Direction: List each line of the data that holds the string "with", please.

Data:
.....
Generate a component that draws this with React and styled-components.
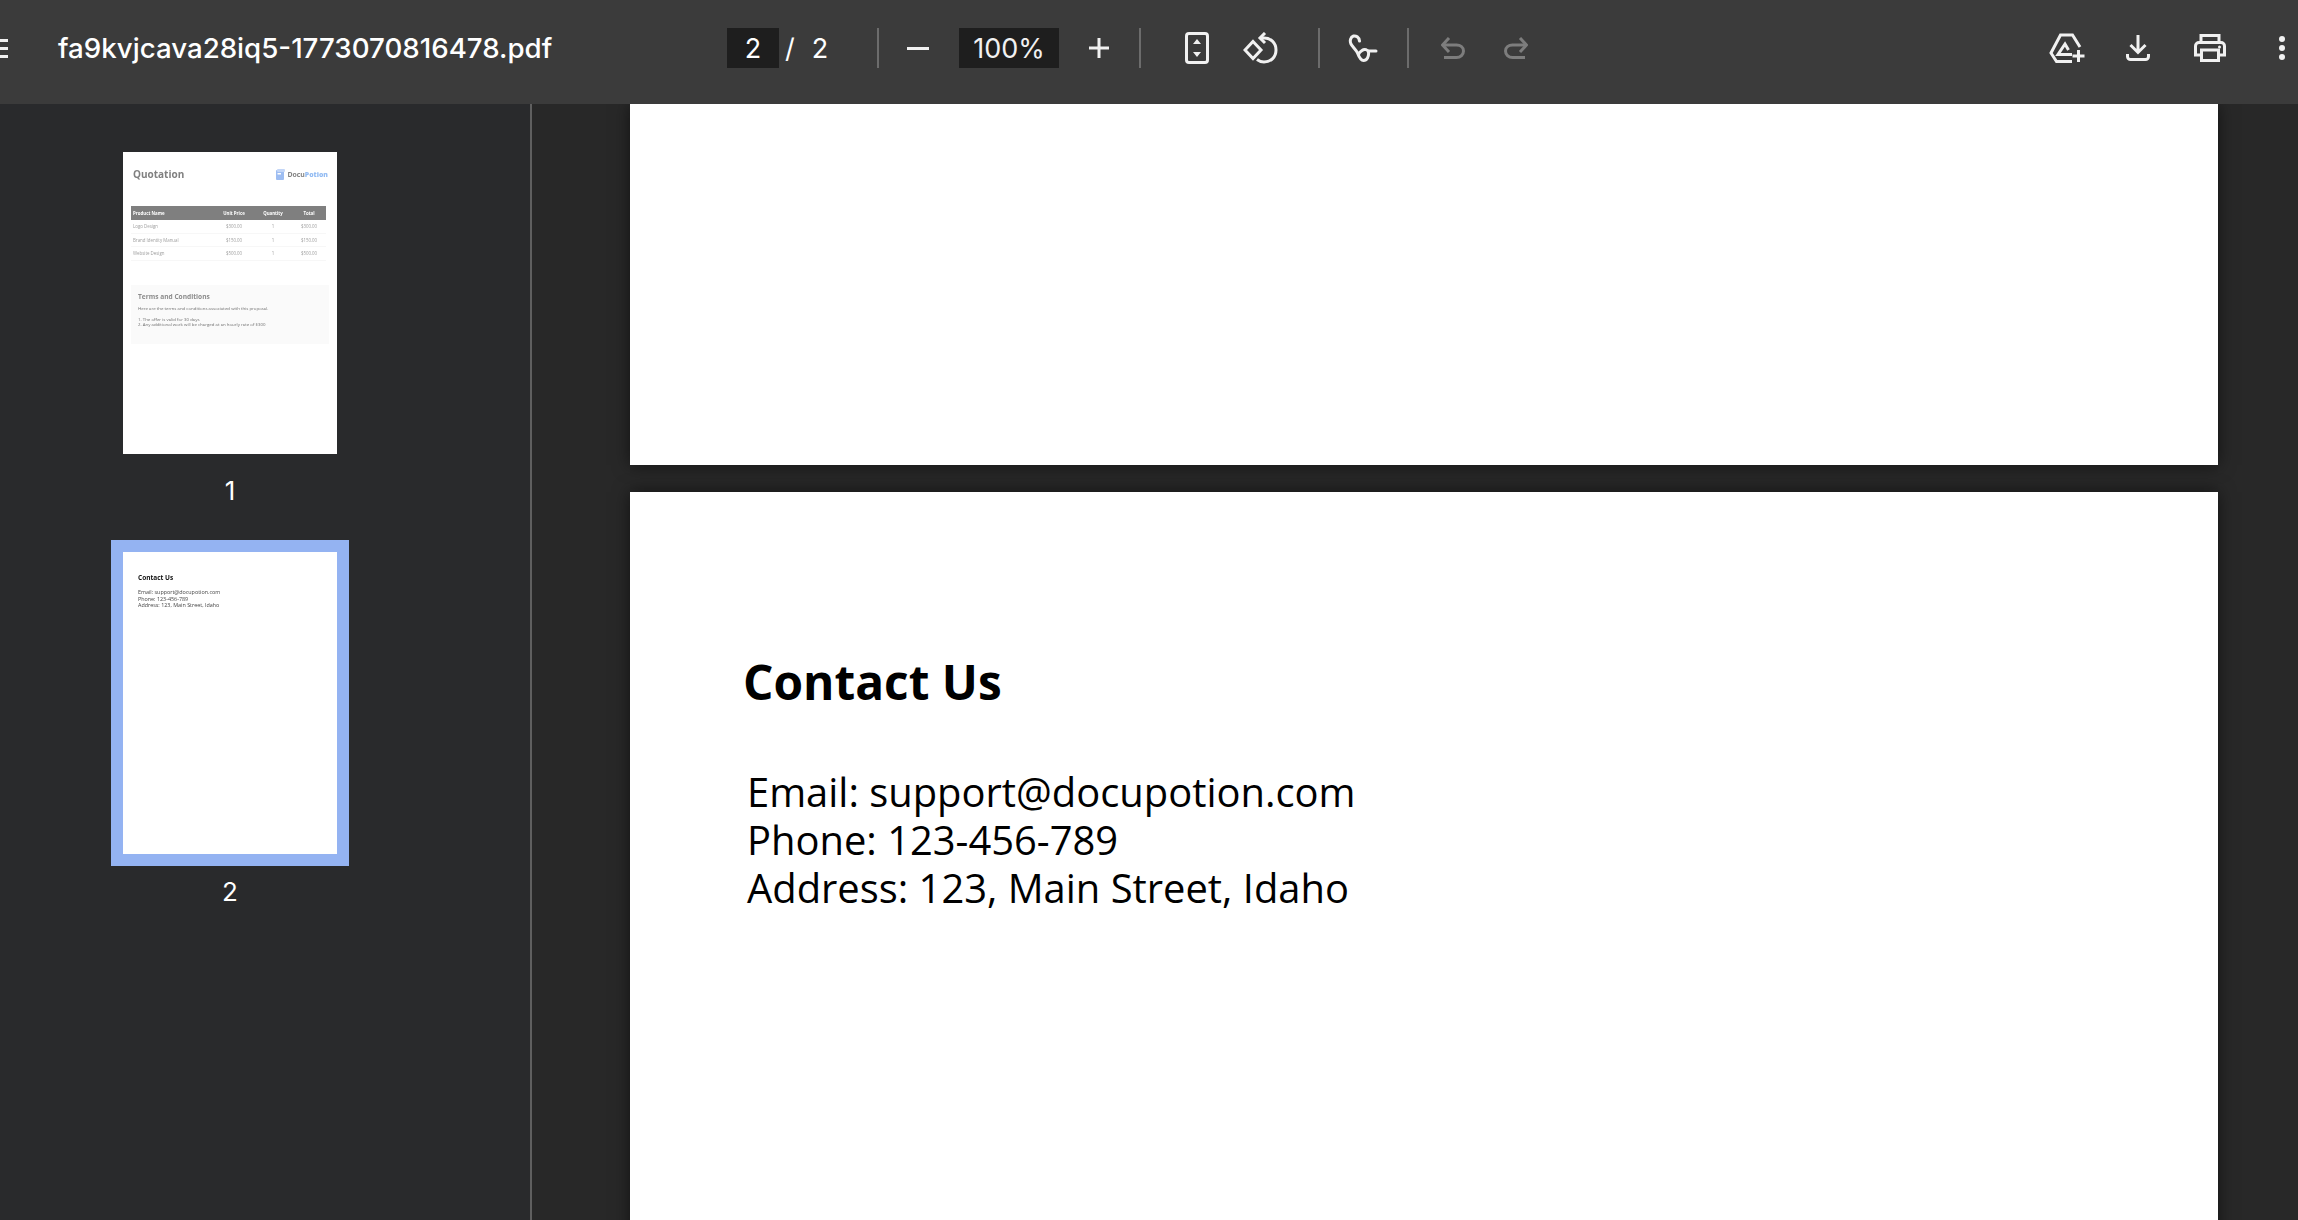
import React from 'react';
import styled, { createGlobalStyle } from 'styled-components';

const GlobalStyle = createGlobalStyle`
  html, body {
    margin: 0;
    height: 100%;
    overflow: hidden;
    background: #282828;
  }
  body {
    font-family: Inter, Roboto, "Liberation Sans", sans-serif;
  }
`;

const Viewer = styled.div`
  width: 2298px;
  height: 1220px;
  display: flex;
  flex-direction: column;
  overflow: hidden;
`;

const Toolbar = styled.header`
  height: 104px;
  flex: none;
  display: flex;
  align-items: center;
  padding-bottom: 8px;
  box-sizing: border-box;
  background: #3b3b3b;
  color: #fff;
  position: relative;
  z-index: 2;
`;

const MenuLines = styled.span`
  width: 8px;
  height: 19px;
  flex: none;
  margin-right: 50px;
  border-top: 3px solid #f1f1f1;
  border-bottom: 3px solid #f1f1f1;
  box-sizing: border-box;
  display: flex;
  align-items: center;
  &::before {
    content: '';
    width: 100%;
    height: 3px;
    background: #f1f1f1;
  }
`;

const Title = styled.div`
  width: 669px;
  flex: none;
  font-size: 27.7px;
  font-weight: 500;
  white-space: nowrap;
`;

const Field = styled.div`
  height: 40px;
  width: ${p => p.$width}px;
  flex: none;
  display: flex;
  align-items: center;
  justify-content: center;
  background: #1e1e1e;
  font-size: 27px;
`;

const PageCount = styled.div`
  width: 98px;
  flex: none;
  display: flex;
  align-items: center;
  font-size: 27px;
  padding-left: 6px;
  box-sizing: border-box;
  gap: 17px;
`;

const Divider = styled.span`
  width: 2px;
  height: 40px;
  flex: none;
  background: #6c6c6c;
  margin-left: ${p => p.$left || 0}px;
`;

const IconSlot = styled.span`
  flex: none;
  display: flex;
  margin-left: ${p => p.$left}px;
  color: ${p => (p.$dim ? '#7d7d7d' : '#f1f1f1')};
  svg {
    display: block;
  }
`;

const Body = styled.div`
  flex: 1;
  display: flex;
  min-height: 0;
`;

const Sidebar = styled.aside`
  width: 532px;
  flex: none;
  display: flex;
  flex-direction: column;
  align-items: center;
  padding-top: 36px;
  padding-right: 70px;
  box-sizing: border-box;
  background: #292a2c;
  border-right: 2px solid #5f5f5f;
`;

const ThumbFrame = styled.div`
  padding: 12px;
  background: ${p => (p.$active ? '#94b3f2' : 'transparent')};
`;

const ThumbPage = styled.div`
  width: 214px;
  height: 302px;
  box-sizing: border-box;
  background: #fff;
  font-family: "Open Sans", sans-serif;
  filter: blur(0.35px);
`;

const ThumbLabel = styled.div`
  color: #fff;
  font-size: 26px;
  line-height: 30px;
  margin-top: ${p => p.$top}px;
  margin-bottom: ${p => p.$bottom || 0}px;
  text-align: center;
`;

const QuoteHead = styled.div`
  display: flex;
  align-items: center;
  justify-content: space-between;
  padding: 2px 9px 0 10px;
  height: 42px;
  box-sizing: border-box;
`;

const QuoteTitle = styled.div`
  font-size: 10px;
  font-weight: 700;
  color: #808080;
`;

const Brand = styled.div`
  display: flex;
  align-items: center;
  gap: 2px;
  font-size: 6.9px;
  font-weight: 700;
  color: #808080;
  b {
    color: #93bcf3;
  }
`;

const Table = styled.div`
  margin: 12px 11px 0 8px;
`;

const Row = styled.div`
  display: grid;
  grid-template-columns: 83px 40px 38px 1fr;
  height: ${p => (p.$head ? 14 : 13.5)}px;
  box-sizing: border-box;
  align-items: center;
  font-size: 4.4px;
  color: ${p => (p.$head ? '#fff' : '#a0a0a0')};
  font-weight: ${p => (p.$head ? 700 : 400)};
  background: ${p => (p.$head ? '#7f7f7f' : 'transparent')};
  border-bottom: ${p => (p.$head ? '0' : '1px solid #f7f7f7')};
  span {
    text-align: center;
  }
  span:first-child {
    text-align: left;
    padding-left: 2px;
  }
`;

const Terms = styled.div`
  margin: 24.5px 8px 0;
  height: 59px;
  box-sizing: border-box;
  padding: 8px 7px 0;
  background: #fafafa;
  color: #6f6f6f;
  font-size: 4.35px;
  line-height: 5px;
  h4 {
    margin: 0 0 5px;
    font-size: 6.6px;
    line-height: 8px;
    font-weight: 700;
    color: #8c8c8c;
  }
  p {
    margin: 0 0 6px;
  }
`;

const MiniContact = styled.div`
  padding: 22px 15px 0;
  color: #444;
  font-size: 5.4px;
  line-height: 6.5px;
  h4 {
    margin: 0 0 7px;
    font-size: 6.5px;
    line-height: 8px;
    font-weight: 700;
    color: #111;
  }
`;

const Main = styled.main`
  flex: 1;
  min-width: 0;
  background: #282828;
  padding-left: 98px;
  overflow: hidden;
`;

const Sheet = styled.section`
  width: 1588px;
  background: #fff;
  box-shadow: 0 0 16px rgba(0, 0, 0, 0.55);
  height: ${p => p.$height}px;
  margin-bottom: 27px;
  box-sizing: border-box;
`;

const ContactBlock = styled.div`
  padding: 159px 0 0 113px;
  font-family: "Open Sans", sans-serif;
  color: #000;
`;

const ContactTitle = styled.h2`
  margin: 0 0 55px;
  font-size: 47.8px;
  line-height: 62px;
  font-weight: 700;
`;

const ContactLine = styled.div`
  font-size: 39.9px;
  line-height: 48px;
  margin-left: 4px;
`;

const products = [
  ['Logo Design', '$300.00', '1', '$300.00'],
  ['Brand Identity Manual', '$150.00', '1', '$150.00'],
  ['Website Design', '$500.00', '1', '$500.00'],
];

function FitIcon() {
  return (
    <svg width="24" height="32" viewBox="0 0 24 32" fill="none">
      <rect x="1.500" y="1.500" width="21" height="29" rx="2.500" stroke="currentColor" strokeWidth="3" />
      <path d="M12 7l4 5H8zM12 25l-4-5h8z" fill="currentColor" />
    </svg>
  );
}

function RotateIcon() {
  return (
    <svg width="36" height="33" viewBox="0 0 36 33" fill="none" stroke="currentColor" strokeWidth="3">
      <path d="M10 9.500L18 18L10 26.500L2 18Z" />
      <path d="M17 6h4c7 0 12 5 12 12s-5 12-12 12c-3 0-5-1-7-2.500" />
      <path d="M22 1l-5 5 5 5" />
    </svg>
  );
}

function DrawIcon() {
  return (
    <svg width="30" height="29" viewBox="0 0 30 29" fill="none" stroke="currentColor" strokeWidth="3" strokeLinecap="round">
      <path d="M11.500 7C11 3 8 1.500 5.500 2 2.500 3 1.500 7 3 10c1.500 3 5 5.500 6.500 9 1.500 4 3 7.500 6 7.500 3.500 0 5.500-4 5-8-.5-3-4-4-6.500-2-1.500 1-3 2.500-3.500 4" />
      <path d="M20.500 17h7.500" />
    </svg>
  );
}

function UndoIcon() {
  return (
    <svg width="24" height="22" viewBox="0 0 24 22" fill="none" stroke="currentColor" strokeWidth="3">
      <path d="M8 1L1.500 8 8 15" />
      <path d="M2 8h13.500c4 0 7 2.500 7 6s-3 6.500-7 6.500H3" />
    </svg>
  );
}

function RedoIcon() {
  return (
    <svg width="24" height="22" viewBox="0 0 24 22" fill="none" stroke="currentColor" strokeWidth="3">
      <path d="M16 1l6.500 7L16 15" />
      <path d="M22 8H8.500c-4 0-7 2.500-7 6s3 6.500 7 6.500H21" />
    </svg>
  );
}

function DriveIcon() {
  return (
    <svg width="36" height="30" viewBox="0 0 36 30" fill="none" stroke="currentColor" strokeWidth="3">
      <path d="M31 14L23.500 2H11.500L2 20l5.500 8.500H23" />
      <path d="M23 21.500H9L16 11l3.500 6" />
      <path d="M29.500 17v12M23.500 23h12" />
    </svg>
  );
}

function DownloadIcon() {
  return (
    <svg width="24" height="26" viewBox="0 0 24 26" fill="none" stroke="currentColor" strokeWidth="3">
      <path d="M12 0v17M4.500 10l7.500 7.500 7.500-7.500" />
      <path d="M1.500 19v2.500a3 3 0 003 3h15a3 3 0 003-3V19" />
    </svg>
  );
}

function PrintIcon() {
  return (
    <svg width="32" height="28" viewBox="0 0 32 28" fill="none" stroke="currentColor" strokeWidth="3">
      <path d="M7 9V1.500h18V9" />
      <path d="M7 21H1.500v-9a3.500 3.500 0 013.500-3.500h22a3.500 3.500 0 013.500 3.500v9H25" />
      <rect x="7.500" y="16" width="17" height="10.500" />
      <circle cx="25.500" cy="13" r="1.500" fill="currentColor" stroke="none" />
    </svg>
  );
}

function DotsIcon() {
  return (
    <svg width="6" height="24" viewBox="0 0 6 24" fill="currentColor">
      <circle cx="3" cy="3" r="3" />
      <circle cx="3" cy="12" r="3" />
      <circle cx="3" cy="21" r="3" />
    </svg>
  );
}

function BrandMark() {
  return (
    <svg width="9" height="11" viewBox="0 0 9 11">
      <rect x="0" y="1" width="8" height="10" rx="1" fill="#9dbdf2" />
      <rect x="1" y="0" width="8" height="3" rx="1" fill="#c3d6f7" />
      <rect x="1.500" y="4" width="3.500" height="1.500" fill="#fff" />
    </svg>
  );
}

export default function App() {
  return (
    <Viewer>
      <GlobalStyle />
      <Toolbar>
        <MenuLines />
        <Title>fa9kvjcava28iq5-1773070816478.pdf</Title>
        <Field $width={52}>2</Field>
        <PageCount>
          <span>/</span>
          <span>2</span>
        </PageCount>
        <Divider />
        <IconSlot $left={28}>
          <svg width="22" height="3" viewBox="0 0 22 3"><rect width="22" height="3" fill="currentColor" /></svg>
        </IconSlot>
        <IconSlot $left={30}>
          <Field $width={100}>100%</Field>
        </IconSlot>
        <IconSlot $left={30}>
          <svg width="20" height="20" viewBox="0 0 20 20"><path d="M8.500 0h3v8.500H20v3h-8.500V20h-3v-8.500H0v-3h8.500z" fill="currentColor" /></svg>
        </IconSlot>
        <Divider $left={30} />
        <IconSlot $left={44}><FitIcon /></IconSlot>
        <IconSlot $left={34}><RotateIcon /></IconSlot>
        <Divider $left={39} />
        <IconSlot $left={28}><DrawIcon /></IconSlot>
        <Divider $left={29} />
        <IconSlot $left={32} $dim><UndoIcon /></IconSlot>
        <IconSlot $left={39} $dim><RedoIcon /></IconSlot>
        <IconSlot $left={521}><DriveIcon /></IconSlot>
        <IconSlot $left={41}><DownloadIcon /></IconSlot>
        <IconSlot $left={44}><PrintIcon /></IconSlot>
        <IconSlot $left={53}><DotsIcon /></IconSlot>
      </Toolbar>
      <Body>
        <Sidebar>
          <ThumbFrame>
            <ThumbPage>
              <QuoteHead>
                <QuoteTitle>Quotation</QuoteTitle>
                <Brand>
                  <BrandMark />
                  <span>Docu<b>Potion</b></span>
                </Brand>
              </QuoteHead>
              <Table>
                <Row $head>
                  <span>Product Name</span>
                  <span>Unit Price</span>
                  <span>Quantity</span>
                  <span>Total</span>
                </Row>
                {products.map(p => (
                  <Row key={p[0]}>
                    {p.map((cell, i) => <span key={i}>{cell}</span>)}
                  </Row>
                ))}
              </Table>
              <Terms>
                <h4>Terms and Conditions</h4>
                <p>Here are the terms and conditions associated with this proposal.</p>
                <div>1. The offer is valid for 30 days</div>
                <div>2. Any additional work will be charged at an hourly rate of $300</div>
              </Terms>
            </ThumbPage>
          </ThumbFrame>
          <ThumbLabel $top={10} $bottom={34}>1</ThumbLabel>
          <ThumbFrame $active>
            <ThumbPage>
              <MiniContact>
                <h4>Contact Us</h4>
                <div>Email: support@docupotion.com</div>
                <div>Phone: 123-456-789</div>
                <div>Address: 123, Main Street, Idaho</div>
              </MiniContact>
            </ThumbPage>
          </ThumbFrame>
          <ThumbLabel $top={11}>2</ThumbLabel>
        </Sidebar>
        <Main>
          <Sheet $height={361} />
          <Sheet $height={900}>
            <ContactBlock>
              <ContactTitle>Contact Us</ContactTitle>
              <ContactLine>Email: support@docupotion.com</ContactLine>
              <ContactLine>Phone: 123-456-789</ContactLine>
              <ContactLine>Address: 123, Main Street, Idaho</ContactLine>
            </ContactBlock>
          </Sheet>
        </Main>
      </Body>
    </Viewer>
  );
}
.....
Output below:
Generate a component that draws this with React and styled-components.
                <p>Here are the terms and conditions associated with this proposal.</p>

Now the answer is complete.